WHAT THE TASK REQUIRES: Output all the data exactly. Pictures do not belong in the copy.

— START —

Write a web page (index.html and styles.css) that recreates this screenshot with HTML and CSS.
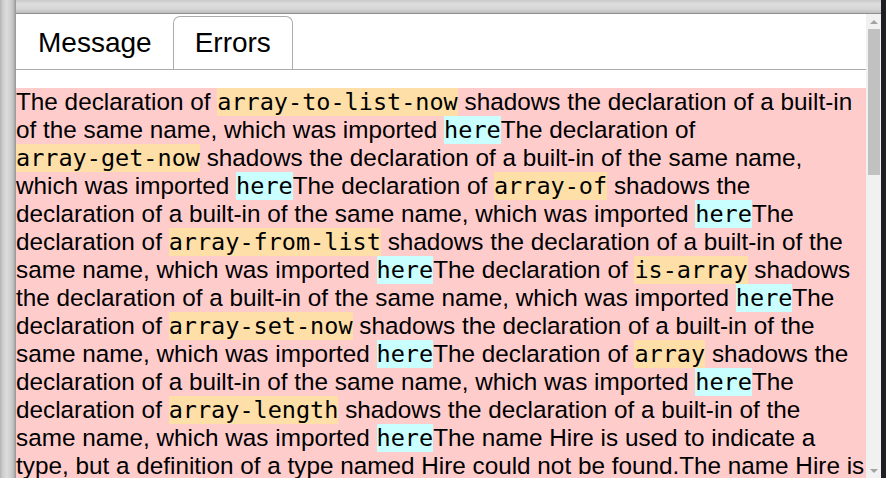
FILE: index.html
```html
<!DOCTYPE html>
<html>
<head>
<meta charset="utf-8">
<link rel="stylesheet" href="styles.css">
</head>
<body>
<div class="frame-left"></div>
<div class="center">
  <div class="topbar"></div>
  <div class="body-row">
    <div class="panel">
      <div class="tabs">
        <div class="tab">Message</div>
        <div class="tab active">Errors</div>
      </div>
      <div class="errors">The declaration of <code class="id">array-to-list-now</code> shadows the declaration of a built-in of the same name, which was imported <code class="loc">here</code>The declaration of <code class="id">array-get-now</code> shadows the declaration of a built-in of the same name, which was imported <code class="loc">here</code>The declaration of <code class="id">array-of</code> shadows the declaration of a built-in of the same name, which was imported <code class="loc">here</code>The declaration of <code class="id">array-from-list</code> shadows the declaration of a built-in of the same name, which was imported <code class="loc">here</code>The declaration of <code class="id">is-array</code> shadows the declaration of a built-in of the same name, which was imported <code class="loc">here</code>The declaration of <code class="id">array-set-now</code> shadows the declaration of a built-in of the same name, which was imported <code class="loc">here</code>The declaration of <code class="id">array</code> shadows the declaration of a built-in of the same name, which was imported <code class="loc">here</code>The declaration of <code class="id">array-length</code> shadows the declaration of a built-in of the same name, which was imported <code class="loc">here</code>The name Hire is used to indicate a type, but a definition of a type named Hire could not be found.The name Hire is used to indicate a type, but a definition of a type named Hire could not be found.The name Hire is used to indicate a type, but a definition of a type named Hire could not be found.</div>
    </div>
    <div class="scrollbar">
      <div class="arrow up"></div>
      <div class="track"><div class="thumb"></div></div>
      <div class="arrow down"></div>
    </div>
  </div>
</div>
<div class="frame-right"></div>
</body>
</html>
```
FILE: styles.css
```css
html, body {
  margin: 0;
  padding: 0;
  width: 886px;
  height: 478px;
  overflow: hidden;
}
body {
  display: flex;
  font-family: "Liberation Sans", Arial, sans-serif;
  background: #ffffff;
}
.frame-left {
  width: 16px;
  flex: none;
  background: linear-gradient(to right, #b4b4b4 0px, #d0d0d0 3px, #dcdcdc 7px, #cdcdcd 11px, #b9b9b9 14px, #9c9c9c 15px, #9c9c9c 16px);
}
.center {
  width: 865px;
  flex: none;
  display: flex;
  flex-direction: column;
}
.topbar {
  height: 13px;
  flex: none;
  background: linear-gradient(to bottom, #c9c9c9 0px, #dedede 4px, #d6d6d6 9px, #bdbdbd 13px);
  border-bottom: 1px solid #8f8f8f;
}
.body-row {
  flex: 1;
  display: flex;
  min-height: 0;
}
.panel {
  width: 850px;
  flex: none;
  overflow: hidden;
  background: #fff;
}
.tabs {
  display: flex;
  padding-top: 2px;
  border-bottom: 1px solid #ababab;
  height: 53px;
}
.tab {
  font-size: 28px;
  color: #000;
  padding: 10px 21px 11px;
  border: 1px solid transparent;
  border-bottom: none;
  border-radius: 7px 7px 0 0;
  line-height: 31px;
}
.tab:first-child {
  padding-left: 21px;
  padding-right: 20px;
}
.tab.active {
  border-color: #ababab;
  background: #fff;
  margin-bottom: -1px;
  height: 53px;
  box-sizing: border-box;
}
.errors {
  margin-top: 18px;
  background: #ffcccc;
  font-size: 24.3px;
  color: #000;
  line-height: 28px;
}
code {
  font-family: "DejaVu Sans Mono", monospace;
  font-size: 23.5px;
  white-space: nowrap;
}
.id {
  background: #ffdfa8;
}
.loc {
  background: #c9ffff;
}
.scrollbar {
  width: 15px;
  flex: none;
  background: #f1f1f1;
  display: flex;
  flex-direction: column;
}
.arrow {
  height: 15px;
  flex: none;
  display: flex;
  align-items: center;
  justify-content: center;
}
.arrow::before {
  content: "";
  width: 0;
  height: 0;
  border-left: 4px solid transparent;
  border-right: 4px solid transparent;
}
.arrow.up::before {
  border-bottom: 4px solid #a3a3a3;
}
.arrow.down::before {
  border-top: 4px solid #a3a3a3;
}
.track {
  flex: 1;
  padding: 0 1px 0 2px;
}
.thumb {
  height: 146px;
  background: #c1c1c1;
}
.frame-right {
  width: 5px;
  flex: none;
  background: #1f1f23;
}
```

— END —

EXERCISE RESULT:
Write a web page (index.html and styles.css) that recreates this screenshot with HTML and CSS.
FILE: index.html
```html
<!DOCTYPE html>
<html>
<head>
<meta charset="utf-8">
<link rel="stylesheet" href="styles.css">
</head>
<body>
<div class="frame-left"></div>
<div class="center">
  <div class="topbar"></div>
  <div class="body-row">
    <div class="panel">
      <div class="tabs">
        <div class="tab">Message</div>
        <div class="tab active">Errors</div>
      </div>
      <div class="errors">The declaration of <code class="id">array-to-list-now</code> shadows the declaration of a built-in of the same name, which was imported <code class="loc">here</code>The declaration of <code class="id">array-get-now</code> shadows the declaration of a built-in of the same name, which was imported <code class="loc">here</code>The declaration of <code class="id">array-of</code> shadows the declaration of a built-in of the same name, which was imported <code class="loc">here</code>The declaration of <code class="id">array-from-list</code> shadows the declaration of a built-in of the same name, which was imported <code class="loc">here</code>The declaration of <code class="id">is-array</code> shadows the declaration of a built-in of the same name, which was imported <code class="loc">here</code>The declaration of <code class="id">array-set-now</code> shadows the declaration of a built-in of the same name, which was imported <code class="loc">here</code>The declaration of <code class="id">array</code> shadows the declaration of a built-in of the same name, which was imported <code class="loc">here</code>The declaration of <code class="id">array-length</code> shadows the declaration of a built-in of the same name, which was imported <code class="loc">here</code>The name Hire is used to indicate a type, but a definition of a type named Hire could not be found.The name Hire is used to indicate a type, but a definition of a type named Hire could not be found.The name Hire is used to indicate a type, but a definition of a type named Hire could not be found.</div>
    </div>
    <div class="scrollbar">
      <div class="arrow up"></div>
      <div class="track"><div class="thumb"></div></div>
      <div class="arrow down"></div>
    </div>
  </div>
</div>
<div class="frame-right"></div>
</body>
</html>
```
FILE: styles.css
```css
html, body {
  margin: 0;
  padding: 0;
  width: 886px;
  height: 478px;
  overflow: hidden;
}
body {
  display: flex;
  font-family: "Liberation Sans", Arial, sans-serif;
  background: #ffffff;
}
.frame-left {
  width: 16px;
  flex: none;
  background: linear-gradient(to right, #b4b4b4 0px, #d0d0d0 3px, #dcdcdc 7px, #cdcdcd 11px, #b9b9b9 14px, #9c9c9c 15px, #9c9c9c 16px);
}
.center {
  width: 865px;
  flex: none;
  display: flex;
  flex-direction: column;
}
.topbar {
  height: 13px;
  flex: none;
  background: linear-gradient(to bottom, #c9c9c9 0px, #dedede 4px, #d6d6d6 9px, #bdbdbd 13px);
  border-bottom: 1px solid #8f8f8f;
}
.body-row {
  flex: 1;
  display: flex;
  min-height: 0;
}
.panel {
  width: 850px;
  flex: none;
  overflow: hidden;
  background: #fff;
}
.tabs {
  display: flex;
  padding-top: 2px;
  border-bottom: 1px solid #ababab;
  height: 53px;
}
.tab {
  font-size: 28px;
  color: #000;
  padding: 10px 21px 11px;
  border: 1px solid transparent;
  border-bottom: none;
  border-radius: 7px 7px 0 0;
  line-height: 31px;
}
.tab:first-child {
  padding-left: 21px;
  padding-right: 20px;
}
.tab.active {
  border-color: #ababab;
  background: #fff;
  margin-bottom: -1px;
  height: 53px;
  box-sizing: border-box;
}
.errors {
  margin-top: 18px;
  background: #ffcccc;
  font-size: 24.3px;
  color: #000;
  line-height: 28px;
}
code {
  font-family: "DejaVu Sans Mono", monospace;
  font-size: 23.5px;
  white-space: nowrap;
}
.id {
  background: #ffdfa8;
}
.loc {
  background: #c9ffff;
}
.scrollbar {
  width: 15px;
  flex: none;
  background: #f1f1f1;
  display: flex;
  flex-direction: column;
}
.arrow {
  height: 15px;
  flex: none;
  display: flex;
  align-items: center;
  justify-content: center;
}
.arrow::before {
  content: "";
  width: 0;
  height: 0;
  border-left: 4px solid transparent;
  border-right: 4px solid transparent;
}
.arrow.up::before {
  border-bottom: 4px solid #a3a3a3;
}
.arrow.down::before {
  border-top: 4px solid #a3a3a3;
}
.track {
  flex: 1;
  padding: 0 1px 0 2px;
}
.thumb {
  height: 146px;
  background: #c1c1c1;
}
.frame-right {
  width: 5px;
  flex: none;
  background: #1f1f23;
}
```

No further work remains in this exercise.